Sett’s roadmap is a classic land-and-expand. They start at the top of the funnel with marketing content—but the long game is in-game content: character animations, cut scenes, reward sequences, dynamic storytelling. That market is 4x larger than gaming ad spend—and growing fast.

Sett isn’t just an AI layer. It’s the new creative infrastructure for gaming.

Sett was Built on Discovery, Not Assumption

After letting go of their first idea, Amit and Yoni didn’t chase the next shiny thing. They went deep.

They conducted hundreds of structured interviews across the gaming value chain—founders, CMOs, artists, monetization leads. They listened, tested hypotheses, validated willingness to pay, and built quickly around the strongest insights.

They did serious fieldwork. And that led to product. Product led to usage. Usage turned into traction. Word spread fast—and within a year, Sett was doing millions in ARR, with 10x growth and a waitlist for every new release.

Inside Sett’s Early Days: The Role of F2’s Operator Platform

That level of discovery, speed, and honesty doesn’t happen in a vacuum. It happens in the right environment.

That’s why we built the F2 Operator Platform—to give founders like Amit and Yoni space to test, explore, and adapt before raising a traditional seed round.

It's a safe, supportive playground where the best teams can move fast without the external pressure to pretend everything is working when it's not.

For Amit and Yoni, it meant having the freedom to let go of what didn’t work — and the room to discover something much bigger.

When they found it, we backed them again.

F2 General Partner Maor Fridman with the Sett founding team in the early days.

Founders Who Build Under Pressure

Amit and Yoni didn’t just keep building through challenges. They built through a war.

After October 7th, Amit was called up for active duty and served for hundreds of days on the front lines. During that time, Yoni ran the company on his own. He kept the team focused, delivered key milestones, and pushed the product forward.

Out of necessity, they built internal AI systems to stay efficient and maintain momentum. Those systems now power their scale.

When Amit returned, the team picked up without missing a beat. They moved faster, with more clarity and alignment than before.

These are bold founders. They move with speed and clarity. They build for performance, not appearances. They operate with the discipline of veterans, even though they’re still in their 20s. Their focus and momentum have drawn comparisons to the early days of the Collison brothers at Stripe. Not just fast execution, but deliberate, compounding progress.

Why We Invested (and Why We Doubled Down)

We backed Sett at inception, before there was a product and before there was traction, because we believed in Amit and Yoni. When we saw how quickly they found pull in the market and how effectively they executed, we doubled down.

Bessemer Venture Partners, who joined us in the seed round, led Sett’s Series A, bringing total funding to $27M. They recognized that Sett was building foundational infrastructure for one of the most valuable segments in entertainment.

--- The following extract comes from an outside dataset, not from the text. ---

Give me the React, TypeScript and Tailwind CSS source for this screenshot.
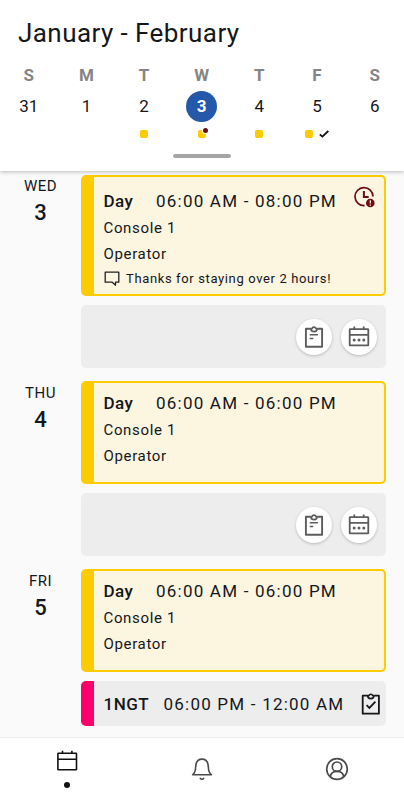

We’re also thrilled to welcome Akin Babayigit, who joined the round through his new $100M gaming fund, Arcadia Gaming Advisors. When the kingpin of gaming wants in, you know the company is building something real.

Amit and Yoni were 23 when they first walked into our office. They’re now 26. Like the rare founders who start young and build for decades, they have time, focus, and a crystal-clear sense of where they’re going. We’re with them for the long run.